• _Exercise requirements_:
Take the listing and print it in full, exactly as given.
——
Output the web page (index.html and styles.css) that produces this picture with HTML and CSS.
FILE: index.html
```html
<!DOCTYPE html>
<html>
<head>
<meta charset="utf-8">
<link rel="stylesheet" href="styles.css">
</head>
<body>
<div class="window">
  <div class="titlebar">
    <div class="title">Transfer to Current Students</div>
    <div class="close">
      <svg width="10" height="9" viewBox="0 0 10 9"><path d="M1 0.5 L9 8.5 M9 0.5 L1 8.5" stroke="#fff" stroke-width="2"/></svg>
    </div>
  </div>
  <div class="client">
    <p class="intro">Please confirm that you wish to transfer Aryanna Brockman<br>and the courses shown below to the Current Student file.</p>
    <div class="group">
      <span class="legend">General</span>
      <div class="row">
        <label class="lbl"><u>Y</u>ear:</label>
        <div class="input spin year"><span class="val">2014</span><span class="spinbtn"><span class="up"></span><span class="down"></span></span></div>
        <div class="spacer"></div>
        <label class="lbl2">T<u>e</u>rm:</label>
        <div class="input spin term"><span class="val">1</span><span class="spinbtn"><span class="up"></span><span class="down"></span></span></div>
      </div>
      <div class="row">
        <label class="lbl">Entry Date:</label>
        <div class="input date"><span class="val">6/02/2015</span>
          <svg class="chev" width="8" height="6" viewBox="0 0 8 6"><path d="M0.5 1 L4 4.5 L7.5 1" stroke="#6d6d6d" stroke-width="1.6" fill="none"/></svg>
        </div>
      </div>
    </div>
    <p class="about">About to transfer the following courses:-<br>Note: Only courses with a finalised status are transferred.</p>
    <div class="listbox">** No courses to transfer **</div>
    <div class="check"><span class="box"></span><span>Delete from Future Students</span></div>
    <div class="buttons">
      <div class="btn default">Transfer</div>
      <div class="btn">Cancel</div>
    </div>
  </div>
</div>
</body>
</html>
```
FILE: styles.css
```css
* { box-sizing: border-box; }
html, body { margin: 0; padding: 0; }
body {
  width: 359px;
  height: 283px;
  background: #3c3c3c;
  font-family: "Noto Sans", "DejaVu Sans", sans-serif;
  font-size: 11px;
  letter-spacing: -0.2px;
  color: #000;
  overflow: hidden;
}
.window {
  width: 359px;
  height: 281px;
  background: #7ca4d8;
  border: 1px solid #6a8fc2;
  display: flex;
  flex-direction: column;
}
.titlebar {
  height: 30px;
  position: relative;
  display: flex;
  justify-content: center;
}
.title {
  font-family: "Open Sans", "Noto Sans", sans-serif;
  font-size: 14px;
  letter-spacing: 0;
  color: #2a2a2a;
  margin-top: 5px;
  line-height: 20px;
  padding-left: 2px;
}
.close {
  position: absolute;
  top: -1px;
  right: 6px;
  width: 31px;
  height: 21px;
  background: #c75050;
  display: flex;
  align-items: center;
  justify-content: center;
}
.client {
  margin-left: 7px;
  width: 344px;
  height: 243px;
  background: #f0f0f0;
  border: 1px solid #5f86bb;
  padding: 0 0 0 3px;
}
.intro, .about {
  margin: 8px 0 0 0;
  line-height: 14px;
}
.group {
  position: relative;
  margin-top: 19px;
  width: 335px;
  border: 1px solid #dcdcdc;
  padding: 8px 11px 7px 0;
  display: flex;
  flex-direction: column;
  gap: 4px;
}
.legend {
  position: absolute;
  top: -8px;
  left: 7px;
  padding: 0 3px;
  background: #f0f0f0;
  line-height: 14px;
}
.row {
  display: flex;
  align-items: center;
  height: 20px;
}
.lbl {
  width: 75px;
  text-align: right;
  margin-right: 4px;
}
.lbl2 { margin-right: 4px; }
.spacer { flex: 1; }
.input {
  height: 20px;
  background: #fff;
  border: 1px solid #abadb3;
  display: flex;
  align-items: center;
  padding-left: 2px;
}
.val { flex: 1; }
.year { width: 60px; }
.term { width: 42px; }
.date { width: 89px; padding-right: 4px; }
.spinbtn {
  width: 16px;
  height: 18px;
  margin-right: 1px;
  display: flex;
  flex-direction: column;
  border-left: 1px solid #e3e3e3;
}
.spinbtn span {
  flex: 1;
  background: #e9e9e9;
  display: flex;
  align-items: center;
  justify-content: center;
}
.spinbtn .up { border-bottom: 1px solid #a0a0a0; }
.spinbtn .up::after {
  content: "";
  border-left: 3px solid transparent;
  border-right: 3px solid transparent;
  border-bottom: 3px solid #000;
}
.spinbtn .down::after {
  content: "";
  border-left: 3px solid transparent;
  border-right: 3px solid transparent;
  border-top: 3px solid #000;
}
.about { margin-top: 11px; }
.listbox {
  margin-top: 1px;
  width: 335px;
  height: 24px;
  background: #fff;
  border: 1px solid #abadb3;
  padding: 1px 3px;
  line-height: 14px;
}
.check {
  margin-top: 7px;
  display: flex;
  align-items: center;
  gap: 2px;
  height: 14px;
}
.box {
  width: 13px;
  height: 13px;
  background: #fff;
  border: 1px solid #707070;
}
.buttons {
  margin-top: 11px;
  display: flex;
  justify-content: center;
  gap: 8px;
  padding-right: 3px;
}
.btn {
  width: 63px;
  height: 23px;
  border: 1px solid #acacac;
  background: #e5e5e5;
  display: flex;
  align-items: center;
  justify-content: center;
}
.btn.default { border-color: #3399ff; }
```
——
• _Solution_:
Output the web page (index.html and styles.css) that produces this picture with HTML and CSS.
FILE: index.html
```html
<!DOCTYPE html>
<html>
<head>
<meta charset="utf-8">
<link rel="stylesheet" href="styles.css">
</head>
<body>
<div class="window">
  <div class="titlebar">
    <div class="title">Transfer to Current Students</div>
    <div class="close">
      <svg width="10" height="9" viewBox="0 0 10 9"><path d="M1 0.5 L9 8.5 M9 0.5 L1 8.5" stroke="#fff" stroke-width="2"/></svg>
    </div>
  </div>
  <div class="client">
    <p class="intro">Please confirm that you wish to transfer Aryanna Brockman<br>and the courses shown below to the Current Student file.</p>
    <div class="group">
      <span class="legend">General</span>
      <div class="row">
        <label class="lbl"><u>Y</u>ear:</label>
        <div class="input spin year"><span class="val">2014</span><span class="spinbtn"><span class="up"></span><span class="down"></span></span></div>
        <div class="spacer"></div>
        <label class="lbl2">T<u>e</u>rm:</label>
        <div class="input spin term"><span class="val">1</span><span class="spinbtn"><span class="up"></span><span class="down"></span></span></div>
      </div>
      <div class="row">
        <label class="lbl">Entry Date:</label>
        <div class="input date"><span class="val">6/02/2015</span>
          <svg class="chev" width="8" height="6" viewBox="0 0 8 6"><path d="M0.5 1 L4 4.5 L7.5 1" stroke="#6d6d6d" stroke-width="1.6" fill="none"/></svg>
        </div>
      </div>
    </div>
    <p class="about">About to transfer the following courses:-<br>Note: Only courses with a finalised status are transferred.</p>
    <div class="listbox">** No courses to transfer **</div>
    <div class="check"><span class="box"></span><span>Delete from Future Students</span></div>
    <div class="buttons">
      <div class="btn default">Transfer</div>
      <div class="btn">Cancel</div>
    </div>
  </div>
</div>
</body>
</html>
```
FILE: styles.css
```css
* { box-sizing: border-box; }
html, body { margin: 0; padding: 0; }
body {
  width: 359px;
  height: 283px;
  background: #3c3c3c;
  font-family: "Noto Sans", "DejaVu Sans", sans-serif;
  font-size: 11px;
  letter-spacing: -0.2px;
  color: #000;
  overflow: hidden;
}
.window {
  width: 359px;
  height: 281px;
  background: #7ca4d8;
  border: 1px solid #6a8fc2;
  display: flex;
  flex-direction: column;
}
.titlebar {
  height: 30px;
  position: relative;
  display: flex;
  justify-content: center;
}
.title {
  font-family: "Open Sans", "Noto Sans", sans-serif;
  font-size: 14px;
  letter-spacing: 0;
  color: #2a2a2a;
  margin-top: 5px;
  line-height: 20px;
  padding-left: 2px;
}
.close {
  position: absolute;
  top: -1px;
  right: 6px;
  width: 31px;
  height: 21px;
  background: #c75050;
  display: flex;
  align-items: center;
  justify-content: center;
}
.client {
  margin-left: 7px;
  width: 344px;
  height: 243px;
  background: #f0f0f0;
  border: 1px solid #5f86bb;
  padding: 0 0 0 3px;
}
.intro, .about {
  margin: 8px 0 0 0;
  line-height: 14px;
}
.group {
  position: relative;
  margin-top: 19px;
  width: 335px;
  border: 1px solid #dcdcdc;
  padding: 8px 11px 7px 0;
  display: flex;
  flex-direction: column;
  gap: 4px;
}
.legend {
  position: absolute;
  top: -8px;
  left: 7px;
  padding: 0 3px;
  background: #f0f0f0;
  line-height: 14px;
}
.row {
  display: flex;
  align-items: center;
  height: 20px;
}
.lbl {
  width: 75px;
  text-align: right;
  margin-right: 4px;
}
.lbl2 { margin-right: 4px; }
.spacer { flex: 1; }
.input {
  height: 20px;
  background: #fff;
  border: 1px solid #abadb3;
  display: flex;
  align-items: center;
  padding-left: 2px;
}
.val { flex: 1; }
.year { width: 60px; }
.term { width: 42px; }
.date { width: 89px; padding-right: 4px; }
.spinbtn {
  width: 16px;
  height: 18px;
  margin-right: 1px;
  display: flex;
  flex-direction: column;
  border-left: 1px solid #e3e3e3;
}
.spinbtn span {
  flex: 1;
  background: #e9e9e9;
  display: flex;
  align-items: center;
  justify-content: center;
}
.spinbtn .up { border-bottom: 1px solid #a0a0a0; }
.spinbtn .up::after {
  content: "";
  border-left: 3px solid transparent;
  border-right: 3px solid transparent;
  border-bottom: 3px solid #000;
}
.spinbtn .down::after {
  content: "";
  border-left: 3px solid transparent;
  border-right: 3px solid transparent;
  border-top: 3px solid #000;
}
.about { margin-top: 11px; }
.listbox {
  margin-top: 1px;
  width: 335px;
  height: 24px;
  background: #fff;
  border: 1px solid #abadb3;
  padding: 1px 3px;
  line-height: 14px;
}
.check {
  margin-top: 7px;
  display: flex;
  align-items: center;
  gap: 2px;
  height: 14px;
}
.box {
  width: 13px;
  height: 13px;
  background: #fff;
  border: 1px solid #707070;
}
.buttons {
  margin-top: 11px;
  display: flex;
  justify-content: center;
  gap: 8px;
  padding-right: 3px;
}
.btn {
  width: 63px;
  height: 23px;
  border: 1px solid #acacac;
  background: #e5e5e5;
  display: flex;
  align-items: center;
  justify-content: center;
}
.btn.default { border-color: #3399ff; }
```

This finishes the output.